Will an appreciation of the older aesthetic ever return? Or is this a futile wish, like harking back to the days of the horse and cart? Should we return to candle-lit soirees in intimate venues, an age of patronage? Instruments which are slightly lighter and capable of Chopinesque poetry as well as Lisztian strength? Is the world ready for a reinterpretation of the piano recital?
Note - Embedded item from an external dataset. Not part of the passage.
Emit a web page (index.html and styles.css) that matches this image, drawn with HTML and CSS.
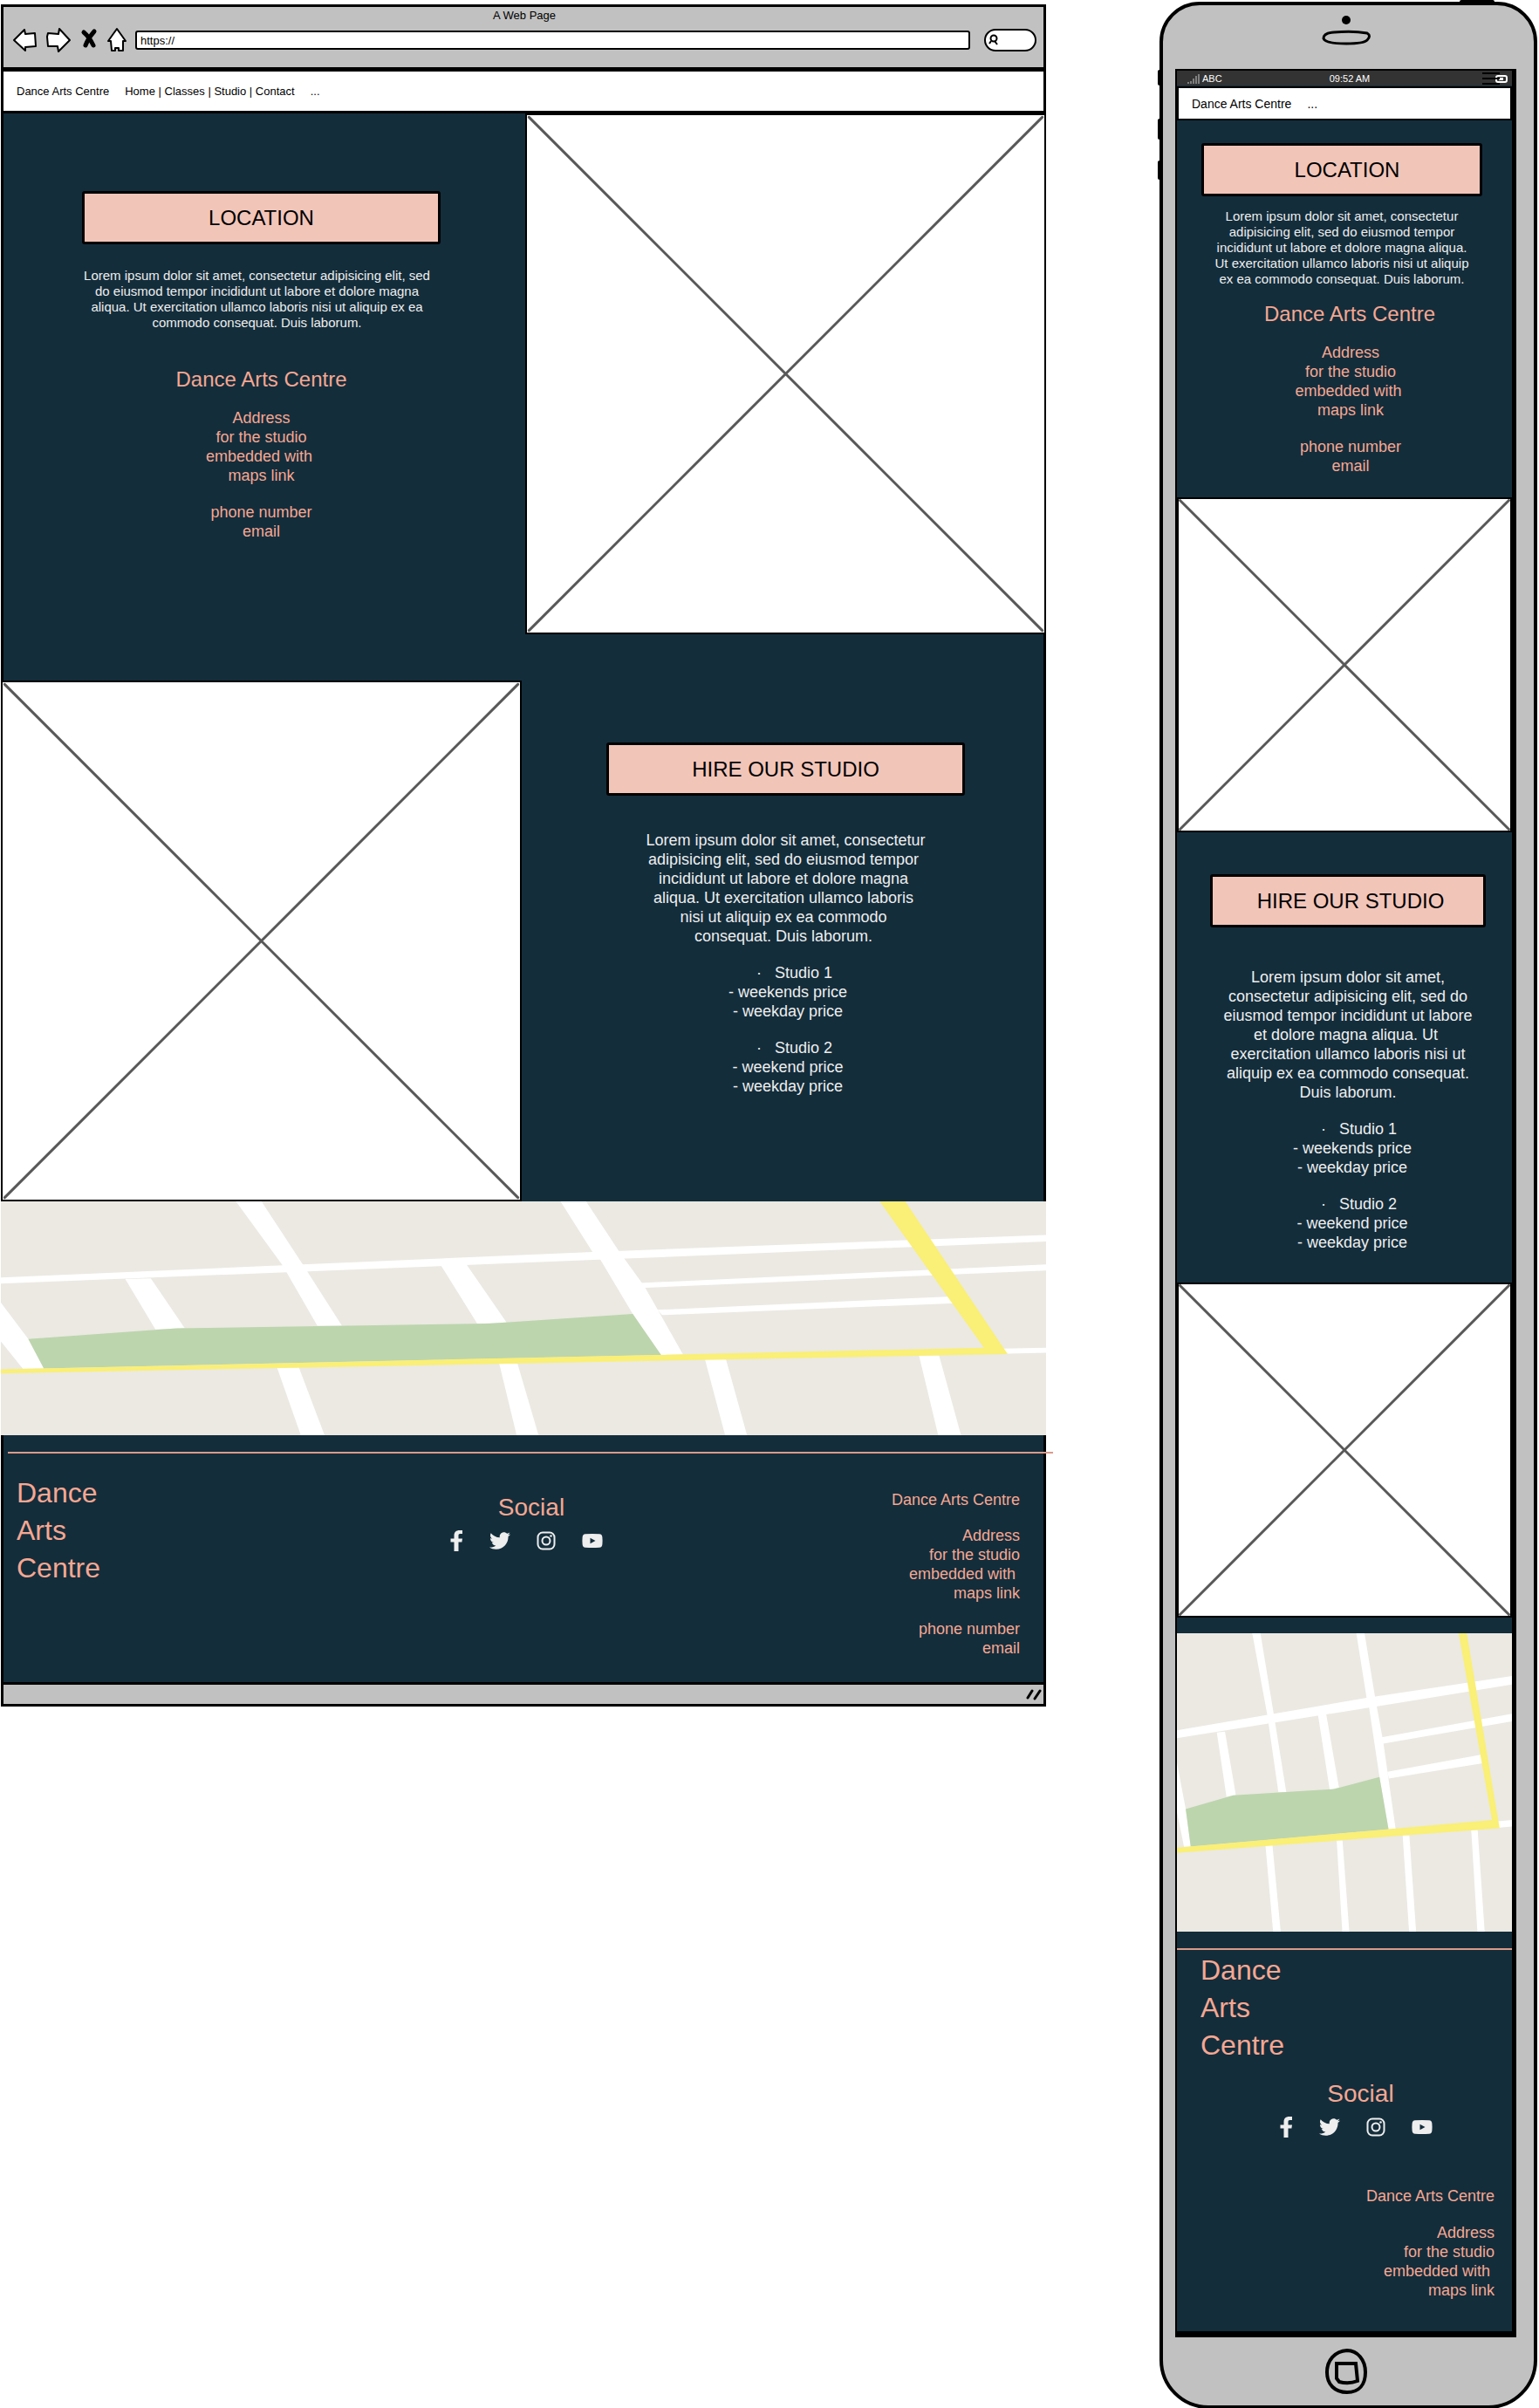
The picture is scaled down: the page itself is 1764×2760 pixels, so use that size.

This blog and my web site, matthewkoumis/com, will be posting detailed appreciation of such masters of the golden age of pianism as Josef Hofmann, Yves Nat, Sofronitszky, Alfred Cortot, Josef Lhevinne, Ignaz Friedman, Dinu Lipatti, Annie Fischer etc referring to specific technical elements as described by pianists in their memoirs, and as visible in recordings and videos on youtube. My posts will include recommended reading and listening, and recommended repertoire for those pianists wanting a kind of 'Great Pianists Boot Camp', in the comfort of your own home! Points will include: hand position, position of the thumb, pedalling, phrasing, repertoire, concert suggestions, and useful links. It is hoped this will stimulate discussion and inform my older and younger colleagues in the international community of pianists, and enable a reawakening of appreciation of genuine pianism, as it was so to speak in the days 'before the flood'!

With best wishes to fellow enthusiastic pianophiles, and also to those who may yet be converted! 'From the heart to the heart'.